Kalau jalan syariah Islam ini ditempuh, Negara dapat mengambil alih semua tambang swasta, maka Negara tak perlu mempermalukan diri, meminta Menkeu Sri Mulyani keliling dunia mencari utang. Atau menghiba, memelas, agar rakyat menyalurkan wakaf melalui lembaga pemerintah, atau minta jatah pulsa kepada rakyat.
Bukan hanya tambang yang depositnya melimpah, Islam juga telah menetapkan hutan, laut, lembah dan ngarai, pantai, sungai-sungai, kanal, termasuk lahan dari konversi hutan, padang gembalaan atau harta lainnya yang terlarang bagi individu untuk memilikinya, sebagai harta milik umum. Semua harta ini dikelola Negara, hasilnya cukup berlimpah dan bisa untuk membiayai APBN tanpa pajak dan utang.
Berbagai lahan sawit hasil konversi hutan seperti PT Salim Ivomas Pratama, Tbk. (SIMP) dengan kepemilikan aset senilai Rp35,05 triliun, PT Sinar Mas Agro Resources and Technology Tbk. (SMART) dengan kepemilikan aset senilai Rp27,33, PT Astra Agro Lestari, Tbk. (AALI) dengan total aset senilai Rp27,16 triliun, raksasa sawit Wilmar International Group dan lainnya, WAJIB DIAMBIL ALIH OLEH NEGARA KARENA TERKATEGORI HARTA MILIK UMUM DAN AKAN MENJADI SUMBER APBN YANG BESAR.

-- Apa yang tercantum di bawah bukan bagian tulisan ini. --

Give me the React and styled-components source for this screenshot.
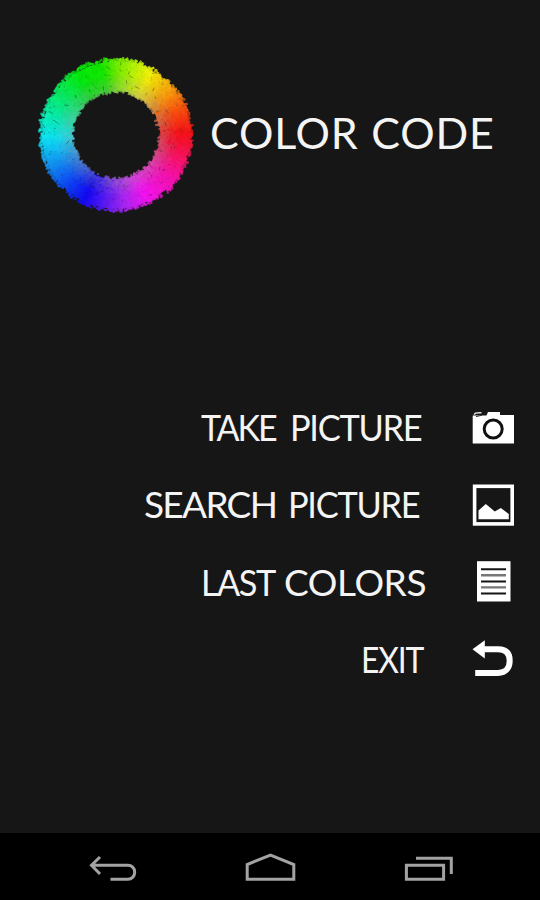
import styled, { createGlobalStyle } from 'styled-components';

const hues = [
  [0, [112, 245, 0]],
  [14, [185, 250, 10]],
  [30, [250, 245, 10]],
  [50, [255, 165, 15]],
  [68, [255, 85, 15]],
  [88, [255, 20, 25]],
  [108, [255, 20, 95]],
  [128, [255, 20, 180]],
  [155, [250, 20, 250]],
  [172, [180, 40, 250]],
  [188, [100, 30, 250]],
  [206, [20, 10, 250]],
  [225, [15, 75, 250]],
  [245, [20, 150, 250]],
  [268, [15, 235, 250]],
  [288, [10, 245, 175]],
  [310, [10, 240, 90]],
  [328, [5, 240, 15]],
  [348, [20, 240, 0]],
  [360, [112, 245, 0]],
];

const hueAt = (angle) => {
  const i = Math.max(hues.findIndex(([a]) => a >= angle), 1);
  const [a1, c1] = hues[i];
  const [a0, c0] = hues[i - 1];
  const t = (angle - a0) / (a1 - a0);
  return c0.map((v, k) => v + (c1[k] - v) * t);
};

const toXY = (angle, radius) => {
  const rad = (angle * Math.PI) / 180;
  return [80 + Math.sin(rad) * radius, 80 - Math.cos(rad) * radius];
};

// solid spokes that the dabs are painted over
const makeSpokes = () => {
  const list = [];
  for (let angle = 0; angle < 360; angle += 2) {
    const [x1, y1] = toXY(angle, 44.5);
    const [x2, y2] = toXY(angle, 73.5);
    const [r, g, b] = hueAt(angle).map(v => Math.round(v * 0.93));
    list.push({ x1, y1, x2, y2, stroke: `rgb(${r},${g},${b})`, strokeWidth: 3.6 });
  }
  return list;
};

const makeDabs = () => {
  let seed = 71;
  const rand = () => {
    seed = (seed * 16807) % 2147483647;
    return seed / 2147483647;
  };
  const list = [];
  for (let i = 0; i < 3800; i++) {
    const angle = (i * 137.508) % 360;
    const radius = Math.sqrt(43 * 43 + rand() * (76.5 * 76.5 - 43 * 43));
    const inner = Math.max(0, (62 - radius) / 18);
    const isDark = rand() < 0.035;
    const shade = isDark ? 0.5 : 0.93 + rand() * 0.07;
    const wash = inner * 0.42;
    const [r, g, b] = hueAt(angle).map(v => Math.round((v * (1 - wash) + 160 * wash) * shade));
    const [x, y] = toXY(angle, radius);
    const turn = rand() * Math.PI * 2;
    const len = 0.8 + rand() * 2.2;
    list.push({
      x1: (x - Math.cos(turn) * len).toFixed(1),
      y1: (y - Math.sin(turn) * len).toFixed(1),
      x2: (x + Math.cos(turn) * len).toFixed(1),
      y2: (y + Math.sin(turn) * len).toFixed(1),
      stroke: `rgb(${r},${g},${b})`,
      strokeWidth: isDark ? 1 : 2.2,
      opacity: 0.7,
    });
  }
  return list;
};

const strokes = [...makeSpokes(), ...makeDabs()];

const ColorRing = () => (
  <Ring viewBox="0 0 160 160">
    {strokes.map((stroke, i) => <line key={i} {...stroke} />)}
  </Ring>
);

const CameraIcon = () => (
  <MenuIcon viewBox="0 0 44 45">
    <path d="M1.7 10.5H15.5L17 7H29V10H43V38.5H1.7Z" fill="#fff" />
    <path d="M3.2 9.6C4 7.6 6 7.4 10.5 7.8" stroke="#ddd" strokeWidth="1.6" fill="none" />
    <path d="M5 11.6L11 10.2" stroke="#333" strokeWidth="1" />
    <circle cx="22.2" cy="24" r="9" fill="#fff" stroke="#111" strokeWidth="3" />
  </MenuIcon>
);

const ImageIcon = () => (
  <MenuIcon viewBox="0 0 44 45">
    <rect x="3.6" y="4.3" width="37.6" height="37.6" fill="none" stroke="#fff" strokeWidth="3.6" />
    <path d="M7.5 37.3V28.5L14.8 22L23.8 29.5L29.8 26L37.8 32V37.3Z" fill="#fff" />
  </MenuIcon>
);

const ListIcon = () => (
  <MenuIcon viewBox="0 0 44 45">
    <rect x="6" y="2.2" width="33.5" height="40.3" fill="#fff" />
    <path d="M10 10.2H35M10 22.5H35M10 34.5H35" stroke="#151515" strokeWidth="2.1" />
    <path d="M10 16.3H35M10 28.4H35" stroke="#777" strokeWidth="2.4" />
  </MenuIcon>
);

const ExitIcon = () => (
  <MenuIcon viewBox="0 0 44 45">
    <path d="M12 13.3H27C35.5 13.3 38.7 18 38.7 24.7C38.7 31.5 35 36.9 27 36.9H4.2" fill="none" stroke="#fff" strokeWidth="6" />
    <path d="M1.5 13.3L13.8 4.3V22.4Z" fill="#fff" />
  </MenuIcon>
);

const picture = { text: 'PICTURE', width: 130, scale: 0.93, spacing: -1.4 };

const items = [
  {
    Icon: CameraIcon,
    gap: 51,
    lift: 2,
    words: [{ text: 'TAKE', width: 77, scale: 0.92, spacing: -2.3 }, picture],
  },
  {
    Icon: ImageIcon,
    gap: 53,
    lift: 2,
    words: [{ text: 'SEARCH', width: 132, scale: 1, spacing: -1.7 }, picture],
  },
  {
    Icon: ListIcon,
    gap: 46,
    lift: 0,
    words: [
      { text: 'LAST', width: 71, scale: 0.93, spacing: -1.7 },
      { text: 'COLORS', width: 141, scale: 1, spacing: -0.4 },
    ],
  },
  {
    Icon: ExitIcon,
    gap: 48,
    lift: 0,
    words: [{ text: 'EXIT', width: 62, scale: 0.86, spacing: -1.3 }],
  },
];

const App = () => {
  return (
    <Screen>
      <GlobalStyle />
      <Header>
        <ColorRing />
        <Title>COLOR CODE</Title>
      </Header>
      <Menu>
        {items.map(({ Icon, gap, lift, words }) => (
          <MenuItem key={words[0].text} $gap={gap}>
            <MenuLabel $lift={lift}>
              {words.map(({ text, width, scale, spacing }) => (
                <Word key={text} $width={width} $scale={scale} $spacing={spacing}>{text}</Word>
              ))}
            </MenuLabel>
            <Icon />
          </MenuItem>
        ))}
      </Menu>
      <NavBar>
        <NavButton aria-label="Back">
          <NavIcon viewBox="0 0 56 32">
            <path d="M16 5L7.5 13.3L16 22M8.5 13.3H44C47.5 13.3 50.7 16 50.7 20.3C50.7 24.5 47.5 27.3 44 27.3H26.5" />
          </NavIcon>
        </NavButton>
        <NavButton aria-label="Home">
          <NavIcon viewBox="0 0 56 32">
            <path d="M4.2 27.3V12.5L27.5 3L50.8 12.5V27.3Z" />
          </NavIcon>
        </NavButton>
        <NavButton aria-label="Recent apps">
          <NavIcon viewBox="0 0 56 32">
            <path d="M5.4 13.3H42.6V27.3H5.4ZM15 6.3H50.3V22" />
          </NavIcon>
        </NavButton>
      </NavBar>
    </Screen>
  );
};

const GlobalStyle = createGlobalStyle`
  body {
    margin: 0;
    background-color: #161616;
  }
`;

const Screen = styled.div`
  width: 540px;
  height: 900px;
  display: flex;
  flex-direction: column;
  overflow: hidden;
  background-color: #161616;
  color: #f4f4f4;
  font-family: Lato, 'Liberation Sans', sans-serif;
`;

const Header = styled.header`
  display: flex;
  align-items: center;
  height: 160px;
  padding: 55px 0 0 36px;
`;

const Ring = styled.svg`
  width: 160px;
  height: 160px;
  flex: none;
`;

const Title = styled.h1`
  margin: 0 0 4px 14px;
  font-size: 43px;
  line-height: 52px;
  font-weight: 400;
  letter-spacing: 0.8px;
  word-spacing: 1px;
  white-space: nowrap;
`;

const Menu = styled.nav`
  display: flex;
  flex-direction: column;
  margin-top: 174px;
`;

const MenuItem = styled.div`
  display: flex;
  align-items: center;
  justify-content: flex-end;
  gap: ${props => props.$gap}px;
  height: 77px;
  padding-right: 25px;
`;

const MenuLabel = styled.span`
  display: flex;
  gap: 12px;
  padding-bottom: ${props => props.$lift}px;
  font-size: 37px;
  line-height: 44px;
  white-space: nowrap;
`;

const Word = styled.span`
  width: ${props => props.$width}px;
  letter-spacing: ${props => props.$spacing}px;
  transform: scaleX(${props => props.$scale});
  transform-origin: left center;
`;

const MenuIcon = styled.svg`
  width: 44px;
  height: 45px;
  flex: none;
`;

const NavBar = styled.footer`
  display: flex;
  justify-content: space-between;
  height: 67px;
  margin-top: auto;
  padding: 0 83px 0 84px;
  background-color: #000;
`;

const NavButton = styled.button`
  width: 56px;
  padding: 19px 0 0;
  border: 0;
  background: none;
  display: flex;
  align-items: flex-start;
`;

const NavIcon = styled.svg`
  width: 56px;
  height: 32px;
  flex: none;
  fill: none;
  stroke: #a3a3a3;
  stroke-width: 3;
`;

export default App;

Harta tersebut adalah harta yang terkategori kepemilikan umum (Al Milkiyatul Ammah/Public Property). Karenanya, hanya Negara (Khilafah) selaku wakil umum yang memiliki hak mengelola dan mengembalikan manfaatnya kepada publik (rakyat).
Praktik penguasaan tambang oleh Freeport, Newmont, Toba Group, tambang milik Erick Thohir, milik Aburizal Bakrie, dll, juga hutan atau lahan konversi dari hutan yang dikuasai group 9 naga, atau korporasi lainnya, dalam Islam haram hukumnya. Sebab, itu artinya telah terjadi pemindahan hak secara zalim, dari hak milik umum yang kemudian dikangkangi menjadi milik pribadi.
Jadi konsesi penguasaan dan pengelolaan harta milik umum oleh kelompok individu, swasta dan korporasi, baik domestik maupun asing, sejatinya adalah perampokan. Mereka, telah merampok hak milik umum, dan menguasai secara pribadi, dan dimanfaatkan untuk kepentingan pribadi.
Saran saya, dalam kondisi pandemi seperti ini jangan tambah beban rakyat dengan beban pajak pulsa. Cukup 'papa' atau 'mama' yang minta pulsa, jangan negara ikut ikutan latah minta jatah pulsa.
Tugas Negara, ambil alih seluruh tambang dan harta milik umum lainnya. Dengan itu, negara akan memiliki dana yang cukup untuk membiayai APBN. Tak perlu, Negara sampai menjatuhkan Marwah dengan mengasong minta uang infak atau minta jatah pulsa dari rakyat. [].